Four Ohio residents were federally charged on Thursday with conspiracy to defraud. Federal agents alleged in an affidavit that starting in 2021, they used liquid degreaser to bleach thousands of five- and ten-dollar bill notes, reprinting them with fifty- and one-hundred-dollar denomination notes.
In the affidavit attached to the criminal complaint first reported by CourtWatch, a federal agent described a crucial tip that brought investigators to the vicinity of the money laundering ring in Ohio.
In the affidavit, special agent Michael Dodig alleged that the four people running the ring used thousands of dollars worth of the fake money at hotels, gas stations, and even tried at a strip club before they were caught.
Feds alleged that a confidential source helped identify one of the scheme’s masterminds, Nathaniel Lee, and that the confidential source had seen Lee’s counterfeiting process in a hotel room, and had purchased fake bills. The informant then pointed agents in the direction of Lee via Facebook, per the affidavit.
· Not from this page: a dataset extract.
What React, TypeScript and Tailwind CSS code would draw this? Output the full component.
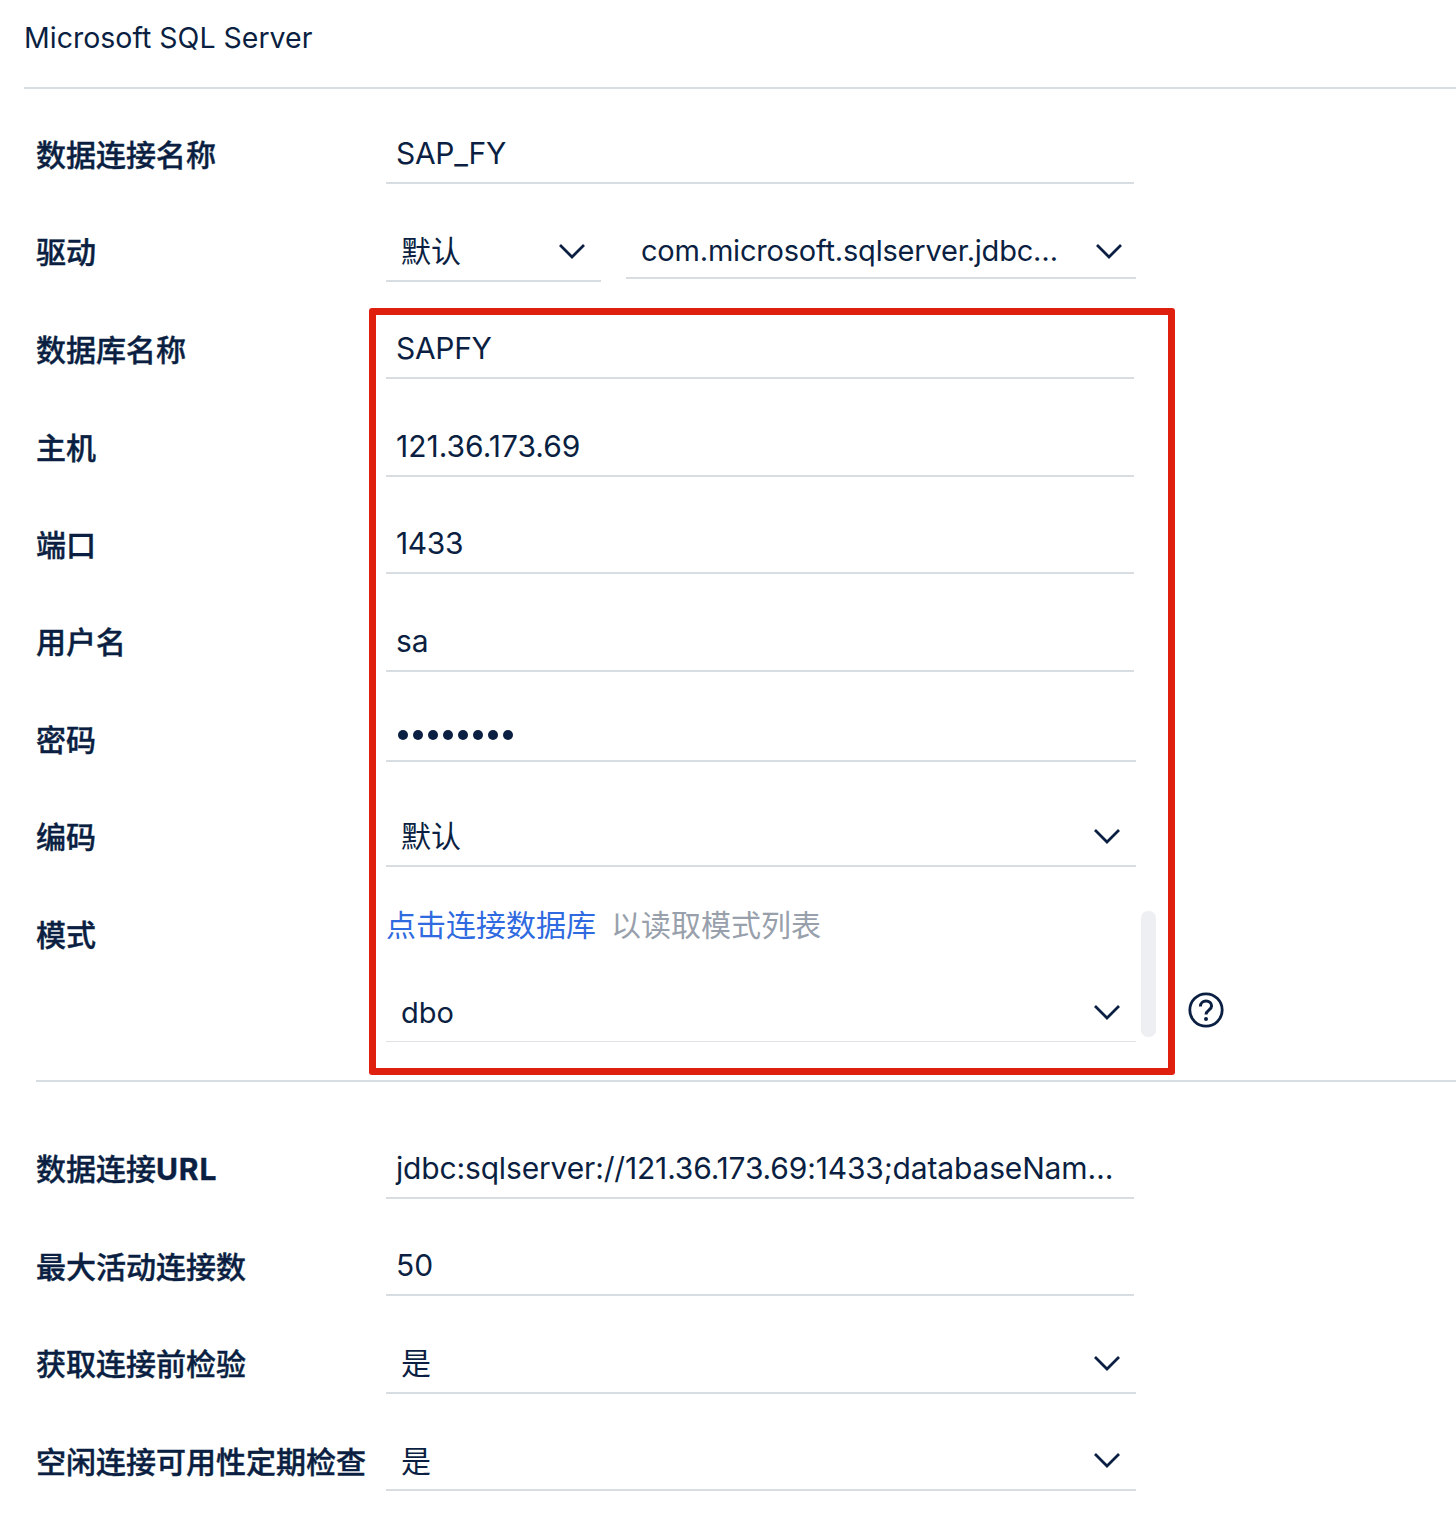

In January 2022, the source reached out to the agent again and said that Lee “was manufacturing a lot of counterfeit money in the greater Columbus area,” Dodig wrote in the complaint.
The source described Lee as “approximately 38 years old, who sucks his thumb and lives in the Mount Vernon area with his grandmother,” per the affidavit.
The charges carry up to a five-year prison sentence.